Tuesday, May 3, 2016

WHITE MALES TOP OF THE WORK PILE AS BUSINESS PAYS LIP SERVICE TO CHANGE


This article first appeared in the Business Times section of The Sunday Times on 1 May 2016. 

‘THE South African labour market continues to be racialised and gendered, it remains hierarchical with blacks concentrated at the lower levels and the white group occupying decision-making positions.”

This was the conclusion of the Commission for Employment Equity’s 16th annual report on the state of transformation in the workforce.

It’s no surprise the statistics have once again revealed a lethargic pace of racial and gender transformation in the private sector, especially in top and senior management.

The ratio of whites in top management relative to blacks remains extremely high relative to their share of the economically active population — which is a measure of people between the ages 15 and 64, who are either employed or unemployed and who are seeking employment.

Whites represent only 9.9% of the total EAP of South Africa yet they constitute almost 70% of top management.

Africans were the biggest beneficiaries of the decrease in white top management, rising from 13.6% representation in 2014 to a paltry 14.3%.

It is worth noting that they form over 77% of the total EAP.

Further analysis shows that in the public sector, over 73% of top management are African, while the largely white-controlled private sector has only 10.8% of Africans in top management.

Chalk and cheese!

So the question arises: why has the pace of transformation been so slow in the private sector and what should be done to ensure its acceleration?

Ntsoaki Mamashela, director of employment equity at the Department of Labour, puts it down to excuses of “shortage of skills” and lack of “commitment to transformation”.

She points out that the Skills Development Act was promulgated in 1998 and for 18 years companies have had clear guidelines on developing the skills of their workforce.

If you are depressed by the poor ratio of Africans in top private sector management positions, you will be horrified by the report’s observations on skills development.

At top management level, the report says, the white group benefited the most from skills development opportunities.

“What the designated employers are reporting is that preferential treatment is given to the white group at the expense of the designated groups in terms of skills development,” it says.

So South African companies are training a higher proportion of their white employees over their black employees, yet they argue that a shortage of skills is the reason they don’t have black top managers.

I often hear business leaders and government officials say “transformation is a business imperative”.

The Commission for Employment Equity also says “transformation does make business sense.
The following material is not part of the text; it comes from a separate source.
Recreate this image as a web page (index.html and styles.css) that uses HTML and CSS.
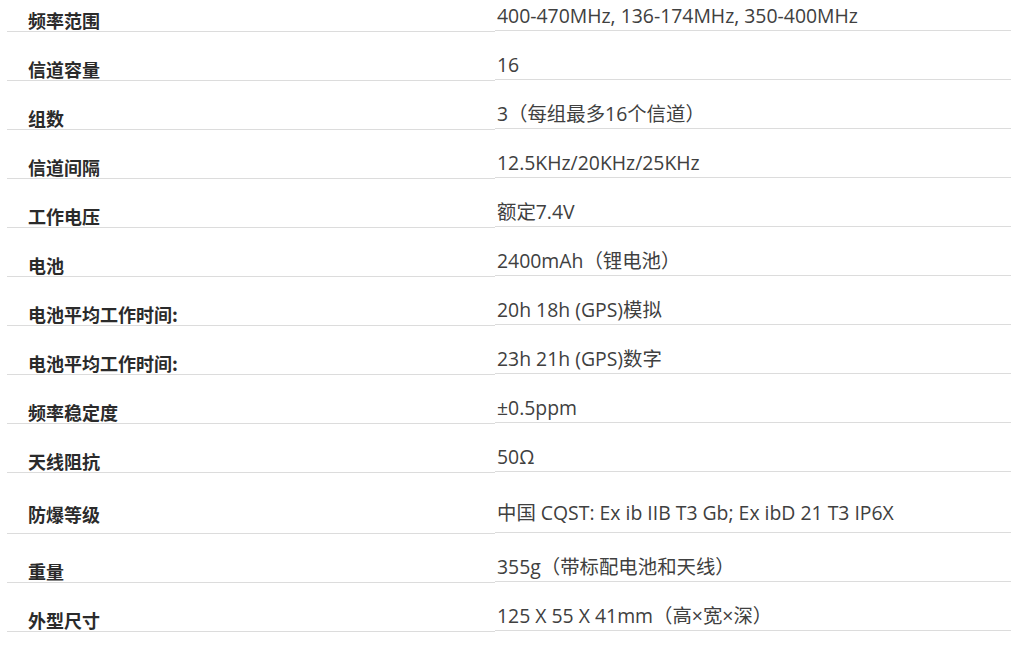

No business will survive in the long run unless it reinvents itself and constantly adapts to the ever-changing demands of an increasingly competitive global environment in which it operates.”

In this context, the term “transformation ” carries two connotations.

One refers to transforming the racial, gender and broader demographic profile of employees, suppliers and owners of a company.

The other is more of a global and universal connotation. This refers to transformation of a business model, culture or even the product or service offering of a company in order to remain competitive in a rapidly changing world. Think Über — a service that used mobile technology to transform the taxi industry.

Those who want to argue that transformation, in the South African context, makes business sense conveniently confuse the two connotations.

If that were true, how do we explain the lily-white top management teams that have led South African business since 1948 to date?

Even if one argues that apartheid protected the status quo until 1994, how then do you explain the past 22 years?

How is it that multibillion-dollar companies have not only flourished but more than doubled their value in the past 20 years, yet their best record, as a collective, over the two decades, shows the 10% white population controls almost 70% of all business decisions?

We all know about the meteoric rise of Capitec.

Fourteen years ago, the bank’s share price was R2.

Today it’s just under R600. I don’t recall the company ever crediting its amazing growth to transformation, notwithstanding the fact that its core customers are Africans.

It’s a farce. For most business leaders, transformation is not a business imperative and frankly, does not always make business sense.

For them, it is a government requirement that is at best an inconvenience and at worst a destroyer of value.

Case in point is the CEOs of mining companies. They argue their companies should only have to do one BEE transaction in their lives.

They say when the BEE shareholders eventually, and rightfully, exit to realise value, the company should be allowed to remain 100% white-owned into perpetuity.

To them it “makes no business sense” to require mining companies to always have meaningful black shareholder participation.

Let’s wake up and smell the coffee. Enough with the carrots — it’s time for the stick.

Take off the kid gloves and deal decisively with these transformation dodgers.

Or history will judge us as a bunch of cowards who dishonoured the blood of those who died for this freedom.